An article on e-cigarette, published last weekend by the magazine "60 millions de consommateurs" is cited by all the medias since this morning, using its catchy title, promise of lots of sales and listenings!
However, when reading carefully, this article is based on a study of poor methodology. Why are the medias so hectic about it, without even taking the time to carrefully analyse what is written, and without referring to already published scientific studies of much better quality?
Nonetheless, "60 millions de consommateurs" is usually a very respectable magazine, doing very well in scrutinising in depth all consumer products. But this article, based on a protocol which I have read, is far from reflecting the usual rigor of this journal. In the article, a table summarizing the data indicates only the presence of assayed substances, mentionning in the text very significant quantities, but is failing to give a single number (since then, they have published some results on their website, see second table below). It is too easy to say something like this without an ounce of evidence. Other studies, like the one by Maciej Goniewicz et al, published in Tobacco Control this year (http://tobaccocontrol.bmj.com/content/early/2013/03/05/tobaccocontrol-2012-050859.abstract), have effectively shown that some toxic or cancerigenous substances could be found, but generally either as traces, or in proportions considerably lower than in tobacco smoke (9 to 450 lower, see table below).
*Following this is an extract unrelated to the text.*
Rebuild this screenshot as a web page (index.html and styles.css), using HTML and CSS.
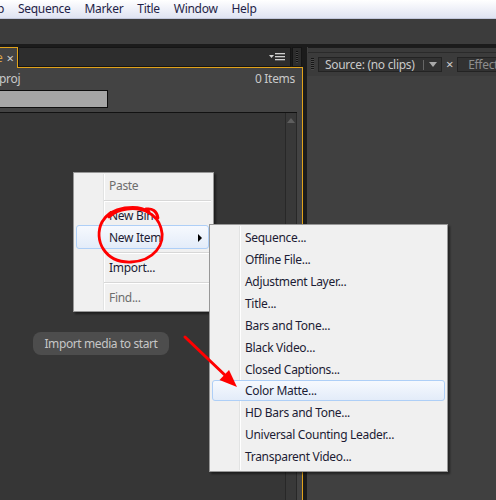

This article from "60 millions de consommateurs" is pretending to have found significant quantities of formaldehyde, acrolein and acetaldehyde, and traces of metals (nickel and chrome). But still not a single number or even digit. Moreover, the study protocol is not detailed enough to interprete these results. In Goniewicz et al study, the levels found were 9 to 450 lower than those found in cigarette smoke. But in both cases, the production of e-cigarette vapor, using a modified smoking machine, does not correspond exactly to what normal use is. In the present study, the authors mentioned 3 seconds puffs, every 30 seconds, but do not specify the volume of the puffs (according to the protocol, puff volume was 47.5 ml). In the study by Goniewicz et al, based on the observation of a few vapers, puffs were of 70 ml, lasting 1.8 seconds every 10 seconds. A rythme probably to fast, and a very large puff volume, more than in the present study anyway. It is then very surprising that "60 millions de consommateurs" could have found larger values of toxic substances than in Goniewicz' paper (according to the data in the tables, this obviously not the case!).
When it comes to the analysis of e-cigarettes, e-liquids and their labeling, once more, the methodology is very poor. This article has reviewed mostly products that are not sold in specialised shops (we have lots of them in France now), and that are not of good quality. The model used mostly by vapers is certainly the eGo type. It was not tested or even mentioned in this study. French e-liquids of good reputation were not tested too. Why these choices ? Concerning the nicotine content, it is known that the assays are difficult due to the dilution into propylene glycol and glycerine. Consequently, before any publication, the assays must be repeated on each sample, neither in this article, nor in the protocol are mentioned the number of measures realised on each sample, it is nonetheless a standard practise. Coming to the lack of childproof caps mentioned in the article, it is pure misinformation, most of the e-liquids sold in specialised shops or on the internet have such caps, if not all.
Nevertheless, yes, quality controls are needed, using consumer protection existing laws. This would eliminate poor quality products, and leave the good ones. But in any case, no one can say that e-cigarette is as dangerous as tobacco cigarette, as we heard today on some medias. This is misinformation at least!
To obtain a better control, we just need State's will and good consumer products surveillance. We don't need to involve health authorities. Medicalised e-cigarette would be a big mistake, it would leave it in its current form, with no hope for evolution. If a marketing autorisation like for a medicine became mandatory, the cost for innovation would be exorbitant. On the contrary, by controlling products, without making it a medicine, consumers' pressure would drive future products towards better quality. This is what we have witnessed during the last 2 years, and the fact that vapers discuss about it, and advise new comers on internet forums helped fantastically the products' innovation. In France, the AIDUCE association is a perfect example.